DESCRIPTION OF THE TASK
In the following material, identify every line holding the string "styles" and return it.

GIVEN MATERIAL
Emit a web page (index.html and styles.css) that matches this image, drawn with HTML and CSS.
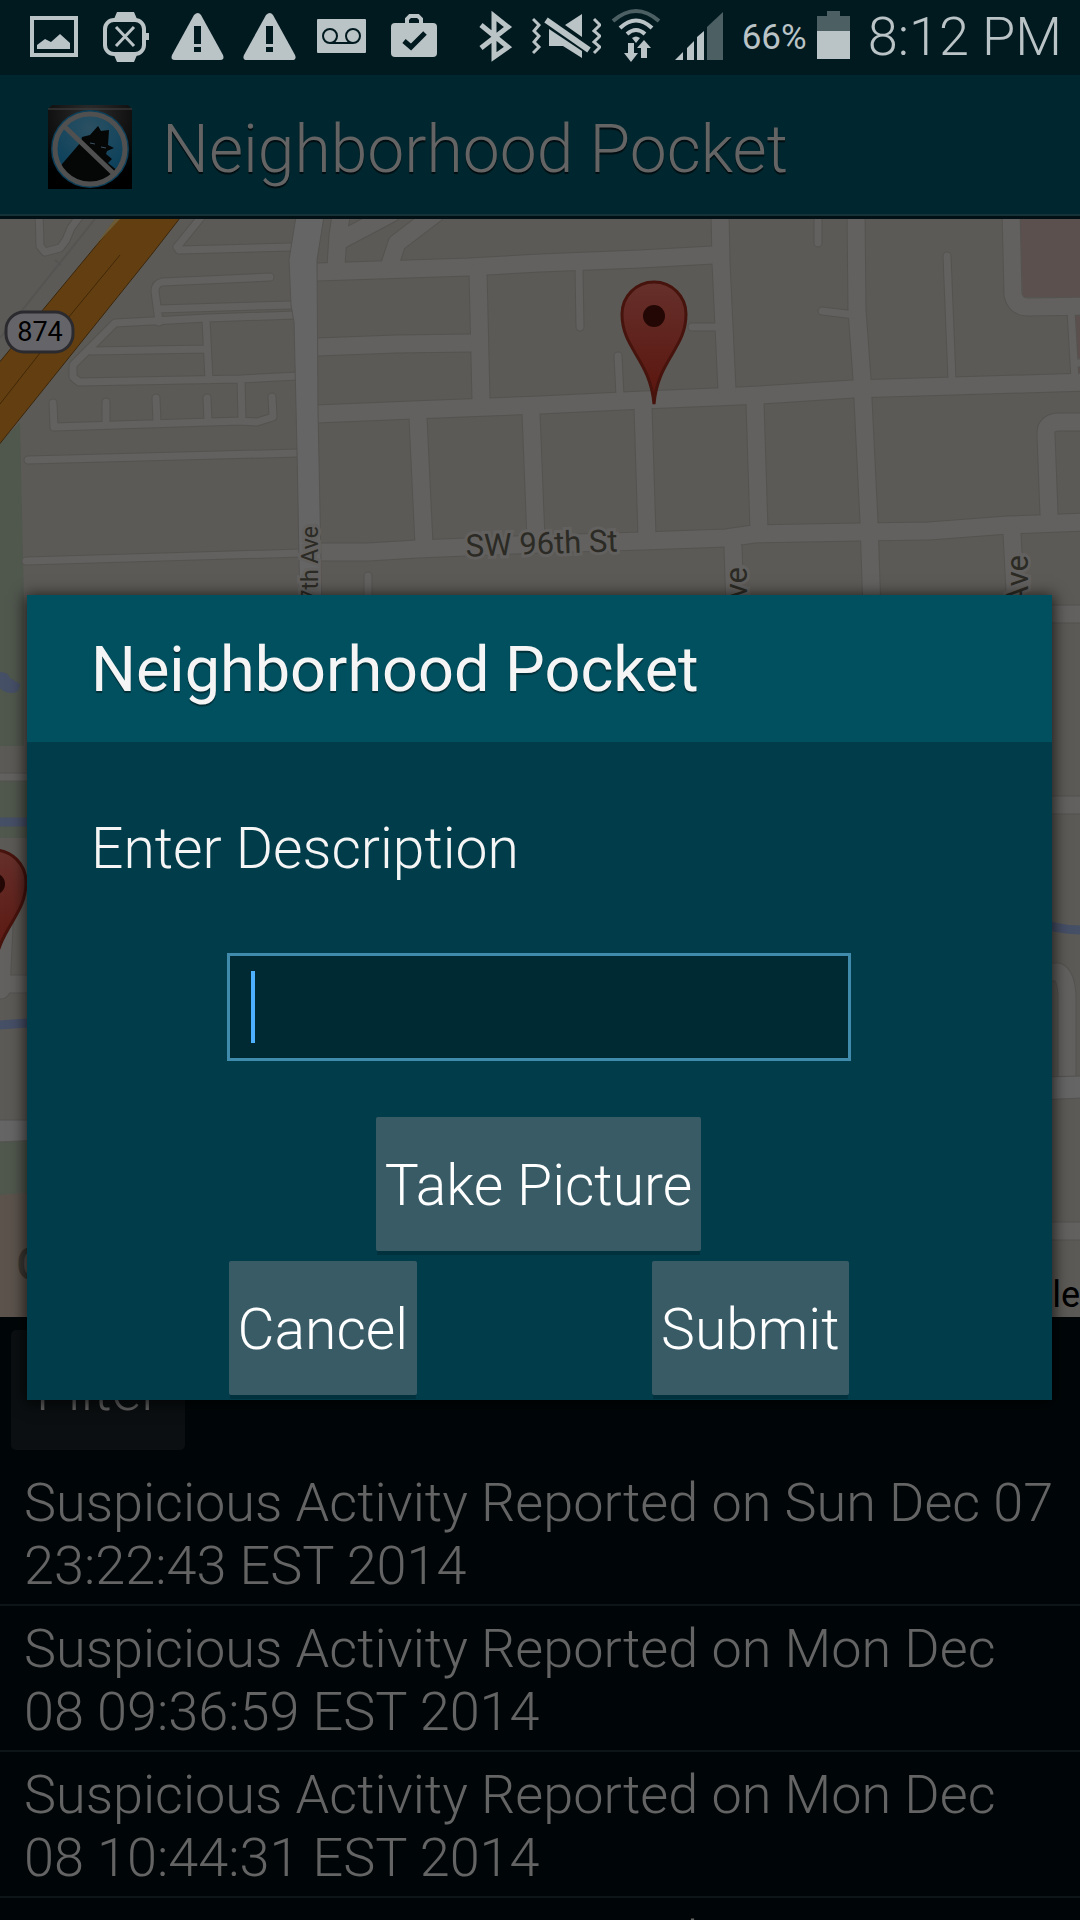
FILE: index.html
```html
<!DOCTYPE html>
<html lang="en">
<head>
<meta charset="utf-8">
<meta name="viewport" content="width=device-width, initial-scale=1">
<title>Neighborhood Pocket</title>
<link rel="stylesheet" href="styles.css">
</head>
<body>
<div class="screen">
  <div class="status-bar">
    <div class="notifications">
      <svg class="notice" viewBox="18 0 72 75" aria-hidden="true"><rect class="line" x="32" y="18" width="44" height="37" stroke-width="4"/><path class="solid" d="M37 49v-4l8-6 6 3 9-8 10 9v6z"/></svg>
      <svg class="notice" viewBox="90 0 72 75" aria-hidden="true"><rect class="line" x="105" y="20" width="39" height="34" rx="9" stroke-width="4"/><path class="solid" d="M117 12h17l3 7h-23zM114 55h23l-3 7h-17zM145 33h4v7h-4z"/><path class="line" d="M116 27l18 19M134 27l-18 19" stroke-width="3"/></svg>
      <svg class="notice" viewBox="162 0 72 75" aria-hidden="true"><path class="solid" d="M194 15q4-4 7 0l22 40q2 5-3 5h-45q-5 0-3-5z"/><path class="cut" d="M194 26h7v18h-7zM194 47h7v5h-7z"/></svg>
      <svg class="notice" viewBox="162 0 72 75" aria-hidden="true"><path class="solid" d="M194 15q4-4 7 0l22 40q2 5-3 5h-45q-5 0-3-5z"/><path class="cut" d="M194 26h7v18h-7zM194 47h7v5h-7z"/></svg>
      <svg class="notice" viewBox="306 0 72 75" aria-hidden="true"><rect class="solid" x="317" y="19" width="49" height="34" rx="1"/><g class="cut-line"><circle cx="330" cy="36" r="7"/><circle cx="353" cy="36" r="7"/><path d="M330 43h23"/></g></svg>
      <svg class="notice" viewBox="378 0 72 75" aria-hidden="true"><rect class="solid" x="391" y="23" width="46" height="34" rx="4"/><path class="line" d="M407 24v-5l3-3h8l3 3v5" stroke-width="4"/><path class="cut-line thick" d="M404 41l7 6 14-14"/></svg>
    </div>
    <div class="indicators">
      <svg width="43" height="75" viewBox="480 0 43 75" aria-hidden="true"><path class="line" d="M482 25l27 22-14 10V16l14 11-27 21" stroke-width="5"/></svg>
      <svg width="69" height="75" viewBox="533 0 69 75" aria-hidden="true"><path class="solid" d="M566 25l17-11v23zM550 29l33 22v7l-19-12h-14z"/><path class="line" d="M547 20l43 30" stroke-width="6"/><path class="line" d="M534 19l6 6-5 6 5 5-5 6 5 5-6 6M595 19l6 6-6 6 6 5-6 6 6 5-6 6" stroke-width="3"/></svg>
      <svg width="50" height="75" viewBox="612 0 50 75" aria-hidden="true"><path class="line dim-line" d="M614 21q23-20 46 0" stroke-width="4"/><path class="line" d="M621 28q16-15 32 0M628 34q9-8 18 0" stroke-width="4"/><path class="solid" d="M633 38q4-3 8 0l-4 5zM629 43h6v10h4l-7 9-7-9h4zM642 58V48h-4l7-8 7 8h-4v10z"/></svg>
      <svg width="61" height="75" viewBox="672 0 61 75" aria-hidden="true"><path class="solid" d="M676 60l8-8v8zM688 60V48l7-7v19zM698 60V37l7-6v29z"/><path class="dim" d="M708 60V27l16-15v48z"/></svg>
      <span class="percent">66%</span>
      <svg width="33" height="75" viewBox="817 0 33 75" aria-hidden="true"><path class="dim" d="M817 16h10v-5h13v5h10v15h-33z"/><path class="solid" d="M817 31h33v28h-33z"/></svg>
      <time class="clock">8:12 PM</time>
    </div>
  </div>

  <header class="app-bar">
    <svg class="app-icon" viewBox="48 105 84 84" aria-hidden="true">
      <defs>
        <radialGradient id="tile" cx=".5" cy=".1" r=".8"><stop offset="0" stop-color="#2c2c2c"/><stop offset="1" stop-color="#000"/></radialGradient>
        <radialGradient id="disc" cx=".5" cy=".2" r=".8"><stop offset="0" stop-color="#2b5062"/><stop offset="1" stop-color="#063e5a"/></radialGradient>
        <clipPath id="disc-clip"><circle cx="90" cy="149" r="35"/></clipPath>
      </defs>
      <path d="M48 109l4-4h76l4 4v80H48z" fill="url(#tile)"/><path d="M48 109h84" stroke="#444"/>
      <circle cx="90" cy="149" r="39" fill="#0c3f59"/>
      <circle cx="90" cy="149" r="35" fill="url(#disc)"/>
      <path clip-path="url(#disc-clip)" fill="#050606" d="M50 178l31-36 1-5 8-2 8-9 3 5 8-1-1 15 6 3-7 3-1 3 6 5-4 4 10 8v20H50z"/>
      <path d="M90 143l5 1M101 147l5 1" stroke="#3a5060"/>
      <circle cx="90" cy="149" r="35" fill="none" stroke="#505050" stroke-width="5"/>
      <path d="M65 127l48 46" stroke="#505050" stroke-width="5"/>
    </svg>
    <h1 class="app-title">Neighborhood Pocket</h1>
  </header>

  <main class="content">
    <svg class="map" viewBox="0 219 1080 1098" preserveAspectRatio="xMidYMin slice" role="img" aria-label="Neighborhood map">
      <defs>
        <g id="wide">
          <path d="M317 272L469 267 540 263 640 259 713 255M317 347L396 344 471 343M316 414L413 410 489 407 540 405 643 400 716 397 760 395 853 389 953 386 1090 382M320 552H368L417 549 540 544 643 541 726 538 754 534 860 532 929 531 1008 525 1090 522"/>
          <path d="M478 272L481 400M418 418L424 545M531 413L536 540M643 408L647 536M720 210L721 263 727 390M755 402L759 530M856 210L857 310 862 379 869 522 872 610M733 547L735 610M1012 533L1016 610M1011 210L1013 295Q1016 307 1028 307L1090 306M1090 422H1058Q1045 423 1046 435L1049 514"/>
          <path d="M342 210L338 235 336 266M341 240L392 213M435 214L397 243 390 264"/>
          <path d="M-10 984H40M1040 614H1090M1040 805H1090M1040 1231H1090M1040 972H1058Q1066 976 1067 995V1080M5 905L1 990"/>
        </g>
        <g id="narrow">
          <path d="M39 210L40 246 45 252 60 248 66 240 71 228 82 213M207 210L177 247 179 250 290 247M270 277L162 282Q155 284 155 291L159 322M158 309L291 305M296 315L207 318 115 323 73 365V377L79 382 241 379 298 376M91 351L207 349M206 320L209 380M241 380L242 420M53 403L54 427 241 421 257 422 273 417 272 397M106 402V425M156 398L157 423M207 398L208 421M28 460L298 453M26 561L302 553M368 576V610"/>
          <path d="M579 268L580 327M618 356L620 396M692 327H720M818 210V243M822 311L855 315M947 256L952 380M1071 310L1075 380M1074 363H1090M-10 777H40"/>
        </g>
        <g id="pin">
          <path d="M0 0C-4-45-32-55-32-90A32 32 0 0 1 32-90C32-55 4-45 0 0Z" fill="url(#pin-red)" stroke="#47130d" stroke-width="3"/>
          <circle cy="-88" r="11" fill="#230705"/>
        </g>
        <linearGradient id="pin-red" x1="0" y1="0" x2="0" y2="1"><stop offset="0" stop-color="#66302b"/><stop offset="1" stop-color="#5a140d"/></linearGradient>
      </defs>
      <rect y="219" width="1080" height="1098" fill="#5c5a56"/>
      <path d="M-1 444L20 422 24 600V746H-1zM-1 780H40V838H-1zM-1 1138H40V1192L-1 1195z" fill="#50574d"/>
      <path d="M-1 1195L40 1192V1317H-1z" fill="#5b534c"/>
      <path d="M1020 219L1023 297H1080V219zM1076 314H1080V358H1076zM1077 367H1080V372H1077z" fill="#5c504f"/>
      <path d="M95 219L0 338M55 260l6 5" stroke="#555452" stroke-width="2" fill="none"/>
      <g class="road-edge wide"><use href="#wide"/></g><g class="road-edge narrow"><use href="#narrow"/></g>
      <g class="road wide"><use href="#wide"/></g><g class="road narrow"><use href="#narrow"/></g>
      <path d="M297 210L289 260 291 305 294 322 297 450 300 610H322L318 410 317 260 325 210zM-2 1120H40V1140L-2 1142zM1040 1077L1082 1076V1098L1040 1100z" fill="#656566" stroke="#545350"/>
      <path d="M-1 822H40M-1 1025L40 1022M1040 922Q1056 930 1082 930" fill="none" stroke="#454f66" stroke-width="9"/>
      <path d="M0 672Q8 672 10 678L20 684Q20 694 10 693 3 692 0 688z" fill="#454f66"/>
      <path d="M119 218L-2 364V446L152 254 180 218z" fill="#633e10" stroke="#3a270d"/>
      <path d="M115 219L95 246 120 219z" fill="#6b5a33"/>
      <path d="M120 255L68 318M40 353L0 404" stroke="#402808"/>
      <rect x="6" y="312" width="67" height="40" rx="18" fill="#656569" stroke="#2b2b2f" stroke-width="3"/>
      <text class="shield-label" x="40" y="341">874</text>
      <text class="street" x="542" y="554" text-anchor="middle" transform="rotate(-2 542 554)">SW 96th St</text>
      <text class="street small-street" text-anchor="end" transform="translate(318 526) rotate(-90)">7th Ave</text>
      <text class="street" text-anchor="end" transform="translate(747 567) rotate(-90)">Ave</text>
      <text class="street" text-anchor="end" transform="translate(1028 555) rotate(-90)">Ave</text>
      <text class="map-logo" x="16" y="1280">G</text>
      <text class="map-credit" x="1080" y="1307" text-anchor="end">le</text>
      <use href="#pin" x="654" y="404"/>
      <use href="#pin" x="-6" y="972"/>
    </svg>
    <button class="filter" type="button">Filter</button>
    <ul class="reports">
      <li class="report">Suspicious Activity Reported on Sun Dec 07 23:22:43 EST 2014</li>
      <li class="report">Suspicious Activity Reported on Mon Dec 08 09:36:59 EST 2014</li>
      <li class="report">Suspicious Activity Reported on Mon Dec 08 10:44:31 EST 2014</li>
      <li class="report">Suspicious Activity Reported on Mon Dec</li>
    </ul>
  </main>

  <div class="overlay">
    <form class="dialog" role="dialog" aria-labelledby="dialog-title">
      <h2 class="dialog-title" id="dialog-title">Neighborhood Pocket</h2>
      <div class="dialog-body">
        <label class="field-label" for="description">Enter Description</label>
        <input class="field" id="description" type="text">
        <button class="btn" type="button">Take Picture</button>
        <div class="actions">
          <button class="btn" type="button">Cancel</button>
          <button class="btn" type="submit">Submit</button>
        </div>
      </div>
    </form>
  </div>
</div>
</body>
</html>
```

FILE: styles.css
```css
* {
  box-sizing: border-box;
}

body {
  margin: 0;
  background: #000608;
  font-family: Roboto, "Noto Sans", sans-serif;
  font-weight: 300;
}

.screen {
  position: relative;
  display: flex;
  flex-direction: column;
  height: 100vh;
  overflow: hidden;
}

.status-bar {
  display: flex;
  justify-content: space-between;
  height: 75px;
  padding: 0 18px;
  background: #001a20;
  color: #bac3c5;
}

.notifications,
.indicators {
  display: flex;
  align-items: center;
}

.indicators {
  gap: 10px;
}

.notice {
  width: 72px;
  height: 75px;
}

.solid {
  fill: #bac3c5;
}

.line {
  fill: none;
  stroke: #bac3c5;
}

.dim {
  fill: #4c5f63;
}

.dim-line {
  stroke: #4c5f63;
}

.cut {
  fill: #001a20;
}

.cut-line {
  fill: none;
  stroke: #001a20;
  stroke-width: 2;
}

.thick {
  stroke-width: 5;
}

.percent {
  font-size: 35px;
  font-weight: 400;
}

.clock {
  padding: 0 0 2px 8px;
  font-size: 54px;
}

.app-bar {
  display: flex;
  align-items: center;
  gap: 30px;
  height: 144px;
  padding: 3px 48px 0;
  background: #00272f;
  border-bottom: 3px solid #001014;
  box-shadow: inset 0 -2px #143238;
}

.app-icon {
  width: 84px;
  height: 84px;
}

.app-title {
  margin: 0;
  padding-top: 6px;
  color: #646464;
  font-size: 66px;
  font-weight: 300;
  line-height: 78px;
  text-shadow: 0 2px 1px #000c10;
}

.content {
  display: flex;
  flex: 1;
  flex-direction: column;
  min-height: 0;
}

.map {
  flex: none;
  width: 100%;
  height: 1098px;
}

.road-edge,
.road {
  fill: none;
  stroke-linecap: round;
  stroke-linejoin: round;
}

.road-edge {
  stroke: #545350;
}

.road {
  stroke: #62615f;
}

.road.wide {
  stroke-width: 17px;
}

.road-edge.wide {
  stroke-width: 19px;
}

.road.narrow {
  stroke-width: 7px;
}

.road-edge.narrow {
  stroke-width: 9px;
}

.street {
  fill: #2b2a24;
  stroke: #62615f;
  stroke-width: 6px;
  paint-order: stroke;
  font-size: 31px;
  font-weight: 400;
}

.small-street {
  font-size: 23px;
}

.shield-label {
  fill: #000;
  font-size: 27px;
  font-weight: 400;
  text-anchor: middle;
}

.map-logo {
  fill: #3b3833;
  font-size: 46px;
  font-weight: 500;
}

.map-credit {
  fill: #000;
  font-size: 36px;
  font-weight: 400;
}

.filter {
  align-self: flex-start;
  flex: none;
  width: 174px;
  height: 120px;
  margin: 13px 11px 10px;
  padding: 0;
  border: 0;
  border-radius: 5px;
  background: #0b0f11;
  color: #646464;
  font: inherit;
  font-size: 57px;
}

.reports {
  flex: 1;
  min-height: 0;
  margin: 0;
  padding: 0;
  overflow: hidden;
  list-style: none;
}

.report {
  padding: 11px 24px 7px;
  border-bottom: 2px solid #0d1518;
  color: #646464;
  font-size: 54px;
  line-height: 63px;
}

.overlay {
  position: absolute;
  inset: 75px 0 0;
  display: flex;
  align-items: center;
  padding: 0 28px 0 27px;
}

.dialog {
  width: 100%;
  background: #003c49;
  box-shadow: 0 2px 14px 2px rgba(0, 0, 0, .7);
}

.dialog-title {
  margin: 0;
  padding: 37px 64px 35px;
  background: #00505f;
  color: #f5f5f5;
  font-size: 63px;
  font-weight: 400;
  line-height: 75px;
  text-shadow: 0 2px 1px #002f38;
}

.dialog-body {
  display: flex;
  flex-direction: column;
  align-items: center;
  padding: 74px 2px 5px 0;
}

.field-label {
  align-self: flex-start;
  padding: 0 64px;
  color: #f5f5f5;
  font-size: 57px;
  line-height: 66px;
}

.field {
  width: 624px;
  max-width: 100%;
  height: 108px;
  margin: 71px 0 56px;
  padding: 0 22px;
  border: 3px solid #408aac;
  border-radius: 0;
  outline: 0;
  background: linear-gradient(#4db1ff, #4db1ff) 21px 15px / 4px 72px no-repeat #002a33;
  color: #f5f5f5;
  font: inherit;
  font-size: 57px;
}

.btn {
  height: 134px;
  padding: 3px 9px 0;
  border: 0;
  border-radius: 2px;
  background: #385b66;
  box-shadow: 0 5px 0 -1px #00313d;
  color: #fff;
  font: inherit;
  font-size: 57px;
  white-space: nowrap;
}

.actions {
  display: flex;
  justify-content: space-between;
  width: 620px;
  max-width: 100%;
  margin-top: 10px;
}
```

SOLUTION TO THIS TASK
Emit a web page (index.html and styles.css) that matches this image, drawn with HTML and CSS.
<link rel="stylesheet" href="styles.css">
FILE: styles.css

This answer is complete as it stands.